Just because it is an "AI" bank doesn't mean that you don't have to do any work. We've already seen how Saki's AI bank works when many people covered the same song and you end up getting the same output. All AI anything does is give you a base to work from, if you want to change how it sounds, you have to put in the work. You got to remember that the 'A' in 'AI' stands for artificial and not autonomous.
It's Maki for goodness sakes. AHS is not catering this to the average English joe for voiceover on his Minecraft videos. This is Maki, a Japanese voice that just so happens to also have an English one. They're buying because she's Maki. They catering to a specific niche, and there's nothing wrong with that. Eventually we might get another voice from them that is more suited for general purpose use, maybe not but the point still stands that this is the product that was made.
If you want something for native English speakers, get a native English company to make a bank for you or a company that has multilingual experience. Don't expect from a company that has been making Japanese banks for their entire existence to be "oh so amazing" with their first product. We've all seen how most English Vocaloids sound from Japanese VPs, there's no reason to expect it to be different for TTS, especially when it's AI trained. It's clearly not aimed for you.
Yeah, it seems that she learned non-rhotic English, so essentially British in essence. I think it's a nice quirk when everyone is trying to sound American these days.
I wrote an apology on Twitter for writing my humble opinion in an angry tone. I shouldn't have written it so passionately/assumed people would agree. But I have legitimate reasons Maki is not up to par for me personally.
I use TTS many hours a week, I can not read long passages without it in English or Japanese. I own CeVIO, VOICEROID, and A.I.VOICE for Japanese and use Microsoft TTS for English. When Maki got announced, I assumed she would be of quality similar to what AI Inc has to offer (on this page, scroll down for audio clips
様々な言語での音声合成を可能にします。 AITalk International® )
It was dumb to assume that I would get a certain quality, but at the same time, I REALLY wanted a TTS of a character voice that could narrate to me instead of Microsoft Mark.
When I use the CeVIO/VOICEROID/A.I.VOICE banks, I input the text and do not have to edit it much.
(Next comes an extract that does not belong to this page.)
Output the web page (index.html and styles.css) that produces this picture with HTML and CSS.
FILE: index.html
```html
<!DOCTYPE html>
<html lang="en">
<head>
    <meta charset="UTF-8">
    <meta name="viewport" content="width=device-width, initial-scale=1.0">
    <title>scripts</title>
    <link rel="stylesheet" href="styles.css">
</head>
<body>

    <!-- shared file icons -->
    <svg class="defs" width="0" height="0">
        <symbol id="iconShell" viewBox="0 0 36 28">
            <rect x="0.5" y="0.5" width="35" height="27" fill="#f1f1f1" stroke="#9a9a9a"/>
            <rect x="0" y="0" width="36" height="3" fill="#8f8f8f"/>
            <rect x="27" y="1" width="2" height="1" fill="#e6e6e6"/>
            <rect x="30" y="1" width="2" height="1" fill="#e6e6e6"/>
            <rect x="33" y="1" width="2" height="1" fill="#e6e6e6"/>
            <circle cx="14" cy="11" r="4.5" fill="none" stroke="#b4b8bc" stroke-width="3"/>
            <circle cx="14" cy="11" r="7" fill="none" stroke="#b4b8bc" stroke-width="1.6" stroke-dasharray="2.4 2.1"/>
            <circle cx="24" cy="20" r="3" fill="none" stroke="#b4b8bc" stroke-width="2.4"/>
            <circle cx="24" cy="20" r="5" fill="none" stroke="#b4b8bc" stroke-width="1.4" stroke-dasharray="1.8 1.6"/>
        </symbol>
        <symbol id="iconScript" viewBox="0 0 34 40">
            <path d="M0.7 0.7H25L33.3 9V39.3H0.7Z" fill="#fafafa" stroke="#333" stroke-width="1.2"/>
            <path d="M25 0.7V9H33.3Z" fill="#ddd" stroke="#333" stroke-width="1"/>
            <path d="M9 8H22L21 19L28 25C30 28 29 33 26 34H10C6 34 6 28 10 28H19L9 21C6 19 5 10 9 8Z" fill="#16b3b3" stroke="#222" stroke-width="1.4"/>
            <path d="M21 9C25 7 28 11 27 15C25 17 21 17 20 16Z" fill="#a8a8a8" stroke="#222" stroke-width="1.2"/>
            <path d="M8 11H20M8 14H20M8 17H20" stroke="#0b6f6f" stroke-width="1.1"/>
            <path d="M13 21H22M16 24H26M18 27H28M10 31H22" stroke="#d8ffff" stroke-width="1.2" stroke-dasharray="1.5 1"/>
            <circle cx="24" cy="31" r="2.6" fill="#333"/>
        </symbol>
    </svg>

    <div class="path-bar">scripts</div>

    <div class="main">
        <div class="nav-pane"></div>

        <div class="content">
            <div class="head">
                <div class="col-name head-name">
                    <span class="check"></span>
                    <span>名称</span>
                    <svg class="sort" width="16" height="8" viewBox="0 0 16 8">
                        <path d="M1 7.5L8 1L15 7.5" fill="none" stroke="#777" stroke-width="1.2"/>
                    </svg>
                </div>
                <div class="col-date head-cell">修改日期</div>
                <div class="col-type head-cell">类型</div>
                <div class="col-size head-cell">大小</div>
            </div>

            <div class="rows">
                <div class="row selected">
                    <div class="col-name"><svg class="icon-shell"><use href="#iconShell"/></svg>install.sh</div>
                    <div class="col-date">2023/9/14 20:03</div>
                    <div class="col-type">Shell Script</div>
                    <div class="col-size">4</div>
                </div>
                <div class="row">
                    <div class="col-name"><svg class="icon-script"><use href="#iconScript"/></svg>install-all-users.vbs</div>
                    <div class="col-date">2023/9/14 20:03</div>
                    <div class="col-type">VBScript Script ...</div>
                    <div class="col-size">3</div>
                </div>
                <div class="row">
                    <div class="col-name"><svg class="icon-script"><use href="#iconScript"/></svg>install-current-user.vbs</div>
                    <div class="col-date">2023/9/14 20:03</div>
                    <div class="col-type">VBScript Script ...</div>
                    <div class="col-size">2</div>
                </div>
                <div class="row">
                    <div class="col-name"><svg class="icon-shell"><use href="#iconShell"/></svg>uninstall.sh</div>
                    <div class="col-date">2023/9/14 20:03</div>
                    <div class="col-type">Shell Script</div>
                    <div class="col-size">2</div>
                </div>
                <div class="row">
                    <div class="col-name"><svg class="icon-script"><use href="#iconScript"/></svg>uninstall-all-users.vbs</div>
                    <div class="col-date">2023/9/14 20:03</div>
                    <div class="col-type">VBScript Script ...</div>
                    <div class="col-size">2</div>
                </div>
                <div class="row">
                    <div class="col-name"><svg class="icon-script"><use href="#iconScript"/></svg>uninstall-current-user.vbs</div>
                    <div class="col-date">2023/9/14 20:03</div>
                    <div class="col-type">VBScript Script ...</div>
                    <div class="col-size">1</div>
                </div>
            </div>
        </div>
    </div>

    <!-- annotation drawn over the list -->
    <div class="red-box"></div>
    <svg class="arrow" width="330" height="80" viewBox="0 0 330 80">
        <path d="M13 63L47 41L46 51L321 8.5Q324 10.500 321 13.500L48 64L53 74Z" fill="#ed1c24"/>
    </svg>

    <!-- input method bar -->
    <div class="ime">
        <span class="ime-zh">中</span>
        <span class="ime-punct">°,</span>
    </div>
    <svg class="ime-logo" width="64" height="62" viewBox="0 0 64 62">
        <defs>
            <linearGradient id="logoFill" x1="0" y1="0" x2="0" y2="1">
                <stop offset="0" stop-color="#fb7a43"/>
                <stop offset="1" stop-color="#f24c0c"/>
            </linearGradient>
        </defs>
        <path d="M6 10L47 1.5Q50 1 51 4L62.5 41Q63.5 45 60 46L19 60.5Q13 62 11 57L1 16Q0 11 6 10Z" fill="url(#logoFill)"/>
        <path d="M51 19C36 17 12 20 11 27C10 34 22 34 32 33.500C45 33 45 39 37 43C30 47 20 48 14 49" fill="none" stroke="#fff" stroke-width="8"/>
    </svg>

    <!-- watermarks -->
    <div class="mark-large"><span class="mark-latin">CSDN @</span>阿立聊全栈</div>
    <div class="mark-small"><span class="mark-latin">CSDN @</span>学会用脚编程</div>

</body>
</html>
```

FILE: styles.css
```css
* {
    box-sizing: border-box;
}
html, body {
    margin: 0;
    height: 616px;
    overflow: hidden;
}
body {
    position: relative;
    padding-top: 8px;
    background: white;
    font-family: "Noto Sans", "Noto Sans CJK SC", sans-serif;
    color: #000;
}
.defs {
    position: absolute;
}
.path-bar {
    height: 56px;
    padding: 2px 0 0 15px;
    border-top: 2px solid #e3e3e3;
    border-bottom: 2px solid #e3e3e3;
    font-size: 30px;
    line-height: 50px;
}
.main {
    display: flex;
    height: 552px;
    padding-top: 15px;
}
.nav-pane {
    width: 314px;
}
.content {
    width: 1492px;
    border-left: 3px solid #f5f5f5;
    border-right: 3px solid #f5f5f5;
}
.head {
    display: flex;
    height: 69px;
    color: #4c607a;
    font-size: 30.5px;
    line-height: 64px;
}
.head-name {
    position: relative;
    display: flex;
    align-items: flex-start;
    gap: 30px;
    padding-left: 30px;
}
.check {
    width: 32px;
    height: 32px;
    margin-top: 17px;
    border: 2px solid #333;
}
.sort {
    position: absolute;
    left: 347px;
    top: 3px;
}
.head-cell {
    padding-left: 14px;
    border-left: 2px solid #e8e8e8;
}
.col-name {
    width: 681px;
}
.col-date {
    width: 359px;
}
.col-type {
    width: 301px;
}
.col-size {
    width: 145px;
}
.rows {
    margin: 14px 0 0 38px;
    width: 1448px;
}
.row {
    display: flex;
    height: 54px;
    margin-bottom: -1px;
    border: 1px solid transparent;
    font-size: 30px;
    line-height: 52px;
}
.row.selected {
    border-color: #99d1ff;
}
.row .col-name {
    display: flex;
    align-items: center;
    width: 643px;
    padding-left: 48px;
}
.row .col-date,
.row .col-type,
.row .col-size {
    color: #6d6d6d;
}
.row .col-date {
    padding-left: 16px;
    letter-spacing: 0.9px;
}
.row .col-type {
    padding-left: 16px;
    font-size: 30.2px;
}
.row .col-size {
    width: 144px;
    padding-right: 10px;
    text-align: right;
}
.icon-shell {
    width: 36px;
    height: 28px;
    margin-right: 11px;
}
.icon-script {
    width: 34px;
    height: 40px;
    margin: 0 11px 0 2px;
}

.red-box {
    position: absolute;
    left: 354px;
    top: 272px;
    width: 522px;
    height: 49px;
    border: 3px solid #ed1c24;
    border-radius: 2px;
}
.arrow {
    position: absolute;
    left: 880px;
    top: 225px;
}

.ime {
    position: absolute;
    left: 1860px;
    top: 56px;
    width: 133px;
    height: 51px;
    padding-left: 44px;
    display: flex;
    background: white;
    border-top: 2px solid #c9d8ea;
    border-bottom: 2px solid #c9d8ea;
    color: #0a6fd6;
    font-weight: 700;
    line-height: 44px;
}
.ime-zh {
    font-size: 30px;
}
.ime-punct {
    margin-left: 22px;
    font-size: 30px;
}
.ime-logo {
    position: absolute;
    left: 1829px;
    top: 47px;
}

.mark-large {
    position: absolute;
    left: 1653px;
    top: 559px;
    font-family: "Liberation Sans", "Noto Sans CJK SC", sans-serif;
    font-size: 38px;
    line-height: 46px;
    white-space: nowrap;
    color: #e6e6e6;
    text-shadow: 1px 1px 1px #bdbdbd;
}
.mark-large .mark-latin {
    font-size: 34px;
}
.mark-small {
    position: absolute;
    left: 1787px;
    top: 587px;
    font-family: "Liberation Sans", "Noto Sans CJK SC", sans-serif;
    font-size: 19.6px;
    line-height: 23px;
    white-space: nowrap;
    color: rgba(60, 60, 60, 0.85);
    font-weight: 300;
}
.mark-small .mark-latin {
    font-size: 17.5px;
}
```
It's just type and export, I do not want to tune speech that is supposed to sound natural by default, especially through AI. I don't have to tweak the voices most of the time in VOICEROID/A.I.VOICE and I perceive Maki as needing excessive tweaking that isn't worth the effort based on the sheer amount of TTS narration I need per week. I do not appreciate being told by people (ex: Twitter) that I am using TTS wrong by assuming I could've used it for educational narration when they think it's clearly meant only for skits or that I'm "using it wrong" when I do spend many, many hours listening to TTS and I know what I want/need from a voice bank.
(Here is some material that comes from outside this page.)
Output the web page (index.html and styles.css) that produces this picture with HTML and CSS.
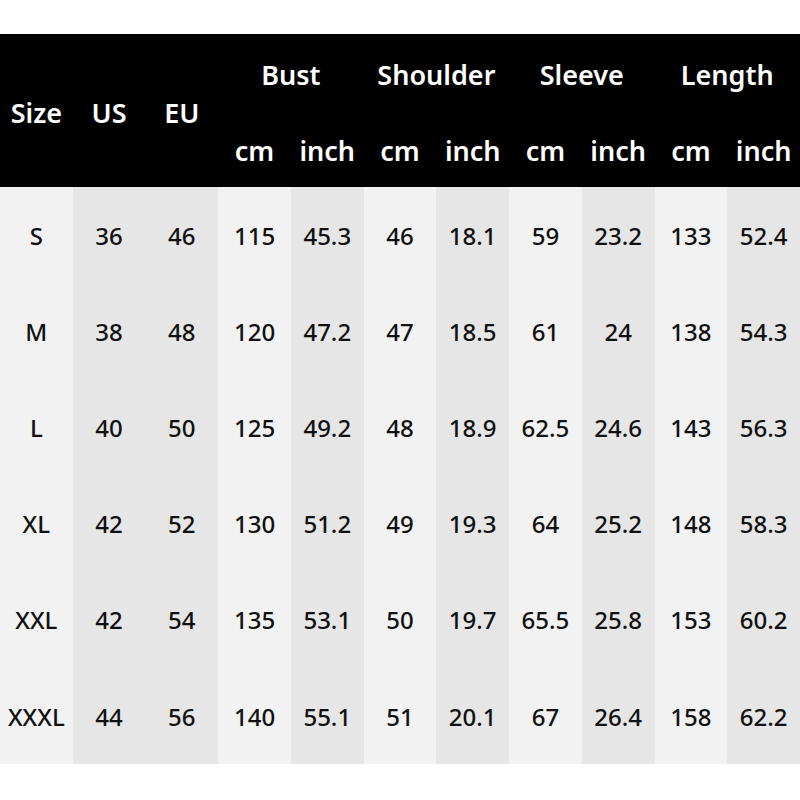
FILE: index.html
```html
<!DOCTYPE html>
<html>
<head>
<meta charset="utf-8">
<link rel="stylesheet" href="styles.css">
</head>
<body>
<div class="chart">
  <div class="h tall">Size</div>
  <div class="h tall">US</div>
  <div class="h tall">EU</div>
  <div class="h wide">Bust</div>
  <div class="h wide">Shoulder</div>
  <div class="h wide">Sleeve</div>
  <div class="h wide">Length</div>
  <div class="h sub">cm</div><div class="h sub">inch</div>
  <div class="h sub">cm</div><div class="h sub">inch</div>
  <div class="h sub">cm</div><div class="h sub">inch</div>
  <div class="h sub">cm</div><div class="h sub">inch</div>

  <div class="c l">S</div><div class="c g">36</div><div class="c g">46</div><div class="c l">115</div><div class="c g">45.3</div><div class="c l">46</div><div class="c g">18.1</div><div class="c l">59</div><div class="c g">23.2</div><div class="c l">133</div><div class="c g">52.4</div>
  <div class="c l">M</div><div class="c g">38</div><div class="c g">48</div><div class="c l">120</div><div class="c g">47.2</div><div class="c l">47</div><div class="c g">18.5</div><div class="c l">61</div><div class="c g">24</div><div class="c l">138</div><div class="c g">54.3</div>
  <div class="c l">L</div><div class="c g">40</div><div class="c g">50</div><div class="c l">125</div><div class="c g">49.2</div><div class="c l">48</div><div class="c g">18.9</div><div class="c l">62.5</div><div class="c g">24.6</div><div class="c l">143</div><div class="c g">56.3</div>
  <div class="c l">XL</div><div class="c g">42</div><div class="c g">52</div><div class="c l">130</div><div class="c g">51.2</div><div class="c l">49</div><div class="c g">19.3</div><div class="c l">64</div><div class="c g">25.2</div><div class="c l">148</div><div class="c g">58.3</div>
  <div class="c l">XXL</div><div class="c g">42</div><div class="c g">54</div><div class="c l">135</div><div class="c g">53.1</div><div class="c l">50</div><div class="c g">19.7</div><div class="c l">65.5</div><div class="c g">25.8</div><div class="c l">153</div><div class="c g">60.2</div>
  <div class="c l">XXXL</div><div class="c g">44</div><div class="c g">56</div><div class="c l">140</div><div class="c g">55.1</div><div class="c l">51</div><div class="c g">20.1</div><div class="c l">67</div><div class="c g">26.4</div><div class="c l">158</div><div class="c g">62.2</div>
</div>
</body>
</html>
```

FILE: styles.css
```css
html, body {
  margin: 0;
  padding: 0;
  background: #ffffff;
}
body {
  width: 800px;
  height: 800px;
  padding-top: 34px;
  box-sizing: border-box;
  font-family: "Noto Sans", "Noto Sans CJK SC", sans-serif;
}
.chart {
  display: grid;
  grid-template-columns: repeat(11, 1fr);
  grid-template-rows: 76px 77px repeat(6, 96.2px);
  width: 800px;
}
.h {
  background: #000000;
  color: #ffffff;
  font-size: 27px;
  font-weight: 600;
  display: flex;
  align-items: center;
  justify-content: center;
  padding-top: 4px;
  box-sizing: border-box;
}
.tall {
  grid-row: span 2;
}
.wide {
  grid-column: span 2;
}
.c {
  display: flex;
  align-items: center;
  justify-content: center;
  font-size: 24px;
  font-weight: 500;
  color: #111111;
}
.l { background: #f2f2f2; }
.g { background: #e6e6e6; }
```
Also, I legitimately thought that Maki was not 100% understandable but people got really angry at me because they said they can understand her fully. For me, there is no purpose in owning a voice bank I can not understand just by listening (because I can't pay attention/repeatedly lose my place while trying to follow along to text, I NEED to be able to understand the voice without seeing the words). She might be the perfect character voice for some people, but I was planning on having a voice to help me do my daily function of reading + use for my educational website. I got worked up because Maki isn't how I imagined she would be based on my experience with other TTS.
Lastly, I am very uncomfortable with people accusing me of disliking Japanese accents. I have been speaking in Japanese and English to bilingual Japanese users on Skype since 2008. I am used to accents and like it when people speak English with whatever ability they have. But this is a product and not a person per-say in my humble opinion. My criticisms are purely because of my perceived time to edit her voice and having some words I can not understand being said, it's about my accessibility.
We won't know her true quality until a demo page comes out and we can purchase her. And I think we need to realize that TTS has fans that are both people collecting unique/novelty voices as well as people needing TTS for actual accessibility. It's like how some English song banks are hard to use due to wonked up phonemes even if it's a native voice bank or not.